Assignment 4: Cleaning Data

4. Assignment 4: Cleaning Data#

Due: 2023-10-03

Eligible skills:

prepare 1
access 2
python 1,2

4.1. Submission#

Work on your assignment4 branch. When you are done, open a PR with:

base: feedback, compare: assignment4

and request a review from @surbhir08

4.3. Check the Datasets you have worked with already#

In the datasets you have used or come across but decided you could not work with in your past assignments identify at least one thing you could not do because the data was not in an appropriate format.

In a notebook file called dataset_fix.ipynb apply one fix and show one summary statistic or plot that was not possible before to show that it works.

Some examples:

a column that was a list or dictionary
missing values
a column that was continuous, but more interesting as a categorical
too many header rows
a data set that was wide, but tall would be better for plotting

4.4. CS Degrees#

See the notebook on your assignment4 branch and complete the instructions there.
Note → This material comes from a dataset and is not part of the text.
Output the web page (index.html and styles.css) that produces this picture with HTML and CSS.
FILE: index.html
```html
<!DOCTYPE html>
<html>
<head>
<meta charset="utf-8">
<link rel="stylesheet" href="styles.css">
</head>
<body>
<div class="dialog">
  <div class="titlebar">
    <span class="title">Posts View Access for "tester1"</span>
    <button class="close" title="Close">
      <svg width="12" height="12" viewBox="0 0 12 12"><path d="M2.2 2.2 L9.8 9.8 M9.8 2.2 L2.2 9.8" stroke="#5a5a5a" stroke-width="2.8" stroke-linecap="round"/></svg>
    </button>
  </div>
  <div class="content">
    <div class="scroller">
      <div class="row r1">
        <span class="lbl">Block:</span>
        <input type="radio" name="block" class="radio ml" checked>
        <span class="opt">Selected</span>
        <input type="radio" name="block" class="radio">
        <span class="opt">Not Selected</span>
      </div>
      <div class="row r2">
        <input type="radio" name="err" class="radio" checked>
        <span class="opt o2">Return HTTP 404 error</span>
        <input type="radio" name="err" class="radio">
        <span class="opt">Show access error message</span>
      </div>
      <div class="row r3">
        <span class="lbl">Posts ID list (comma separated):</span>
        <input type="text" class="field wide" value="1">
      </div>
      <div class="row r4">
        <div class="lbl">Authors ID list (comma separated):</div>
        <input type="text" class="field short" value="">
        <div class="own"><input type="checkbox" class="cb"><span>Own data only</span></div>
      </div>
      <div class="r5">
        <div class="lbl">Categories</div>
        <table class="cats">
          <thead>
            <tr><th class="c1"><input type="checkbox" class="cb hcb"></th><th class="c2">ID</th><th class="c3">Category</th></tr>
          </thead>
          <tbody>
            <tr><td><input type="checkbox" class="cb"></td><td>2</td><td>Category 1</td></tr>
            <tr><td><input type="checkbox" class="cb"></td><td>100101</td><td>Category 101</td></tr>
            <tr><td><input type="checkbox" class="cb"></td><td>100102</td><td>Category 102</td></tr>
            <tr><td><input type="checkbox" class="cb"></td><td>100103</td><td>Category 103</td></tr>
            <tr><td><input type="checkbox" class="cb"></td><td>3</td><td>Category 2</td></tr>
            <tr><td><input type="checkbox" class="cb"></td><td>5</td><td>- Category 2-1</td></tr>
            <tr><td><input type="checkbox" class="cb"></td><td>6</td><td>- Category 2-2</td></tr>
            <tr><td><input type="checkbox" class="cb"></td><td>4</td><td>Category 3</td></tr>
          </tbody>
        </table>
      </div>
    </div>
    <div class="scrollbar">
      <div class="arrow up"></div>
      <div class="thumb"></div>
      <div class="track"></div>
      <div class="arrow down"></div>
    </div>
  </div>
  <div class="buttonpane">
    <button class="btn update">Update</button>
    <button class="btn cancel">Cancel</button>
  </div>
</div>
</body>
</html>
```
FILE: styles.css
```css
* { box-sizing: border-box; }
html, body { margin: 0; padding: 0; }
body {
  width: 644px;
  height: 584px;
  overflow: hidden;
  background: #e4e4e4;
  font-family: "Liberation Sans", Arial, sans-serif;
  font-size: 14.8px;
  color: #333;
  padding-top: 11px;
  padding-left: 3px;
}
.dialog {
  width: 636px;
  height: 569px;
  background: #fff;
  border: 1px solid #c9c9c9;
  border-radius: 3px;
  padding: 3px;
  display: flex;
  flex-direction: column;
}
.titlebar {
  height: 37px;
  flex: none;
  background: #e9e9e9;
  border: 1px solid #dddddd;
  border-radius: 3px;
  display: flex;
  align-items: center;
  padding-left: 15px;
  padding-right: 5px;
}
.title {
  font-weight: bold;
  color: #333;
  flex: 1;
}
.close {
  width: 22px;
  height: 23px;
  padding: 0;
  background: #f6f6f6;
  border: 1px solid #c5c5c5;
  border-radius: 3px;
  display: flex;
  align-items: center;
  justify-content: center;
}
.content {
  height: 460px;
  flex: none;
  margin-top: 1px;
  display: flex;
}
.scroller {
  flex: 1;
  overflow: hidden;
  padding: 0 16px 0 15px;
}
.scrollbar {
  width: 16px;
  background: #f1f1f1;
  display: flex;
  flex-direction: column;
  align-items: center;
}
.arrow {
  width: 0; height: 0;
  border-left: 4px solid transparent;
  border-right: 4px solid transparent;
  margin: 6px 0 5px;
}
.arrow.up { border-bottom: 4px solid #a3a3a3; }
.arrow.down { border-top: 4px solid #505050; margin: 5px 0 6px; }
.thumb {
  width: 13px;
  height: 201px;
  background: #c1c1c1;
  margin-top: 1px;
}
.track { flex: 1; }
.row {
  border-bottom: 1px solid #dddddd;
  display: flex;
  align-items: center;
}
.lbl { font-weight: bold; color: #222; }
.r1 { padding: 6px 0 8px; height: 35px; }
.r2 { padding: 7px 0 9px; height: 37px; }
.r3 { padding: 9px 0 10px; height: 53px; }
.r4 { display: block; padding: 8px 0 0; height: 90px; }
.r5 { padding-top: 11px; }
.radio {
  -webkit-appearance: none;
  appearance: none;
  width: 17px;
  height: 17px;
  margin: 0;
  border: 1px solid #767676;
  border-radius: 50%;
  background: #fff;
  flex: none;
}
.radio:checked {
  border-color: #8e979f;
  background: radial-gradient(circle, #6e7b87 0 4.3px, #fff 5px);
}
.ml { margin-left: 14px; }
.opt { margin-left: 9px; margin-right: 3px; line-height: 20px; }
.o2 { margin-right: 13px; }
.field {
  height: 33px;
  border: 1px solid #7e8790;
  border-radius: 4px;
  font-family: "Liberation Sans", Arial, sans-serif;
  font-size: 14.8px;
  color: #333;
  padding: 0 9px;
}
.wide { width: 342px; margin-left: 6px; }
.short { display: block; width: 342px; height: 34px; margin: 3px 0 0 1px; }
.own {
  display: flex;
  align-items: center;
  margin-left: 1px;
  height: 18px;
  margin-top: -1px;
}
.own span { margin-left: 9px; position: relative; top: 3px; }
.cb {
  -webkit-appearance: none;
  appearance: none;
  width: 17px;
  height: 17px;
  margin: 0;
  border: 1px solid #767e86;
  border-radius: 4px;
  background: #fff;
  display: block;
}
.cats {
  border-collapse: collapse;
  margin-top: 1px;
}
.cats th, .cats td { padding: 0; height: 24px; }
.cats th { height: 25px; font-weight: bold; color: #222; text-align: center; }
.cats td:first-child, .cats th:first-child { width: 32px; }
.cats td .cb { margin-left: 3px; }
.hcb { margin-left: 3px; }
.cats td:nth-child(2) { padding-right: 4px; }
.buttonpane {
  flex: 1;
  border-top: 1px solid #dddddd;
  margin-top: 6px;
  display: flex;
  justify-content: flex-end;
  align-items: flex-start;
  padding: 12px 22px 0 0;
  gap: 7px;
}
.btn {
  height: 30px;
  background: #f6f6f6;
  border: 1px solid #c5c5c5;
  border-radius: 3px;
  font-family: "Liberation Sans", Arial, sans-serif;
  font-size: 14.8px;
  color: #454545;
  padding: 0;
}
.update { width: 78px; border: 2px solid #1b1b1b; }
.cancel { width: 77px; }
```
4.5. Study Cleaned Datasets#

Tip

there is a dedicated section in the Data Sources page

Read example data cleaning notes or scripts. To do this find at least one dataset for which the messy version, clean version, and a script or notes about how it was cleaned are available, answer the following questions in a markdown file, named cleaning_notes.md. (some example datasets are on the datasets page and one is in the notes are added to the course website)

What are 3 common problems to look for in a dataset? Describe them with examples.
Using one of the examples you found of cleaned data, give an example of a question or context that would require making different choices for cleaning than were made. Include a bit about the data, what was done, the question, what would need to be done instead and justification.
Explain in your own words, with a concrete example, how domain expertise can help you when cleaning data. Use either a made up example or one that you read about.

Warning

Some of these examples have both the clean and messy data files and an R script to do the cleaning. You are not required to know R, but looking at their R cleaning script could give hints of what things they fixed or changed. You could also compare the clean and messy versions by looking at them with a tool of your choice.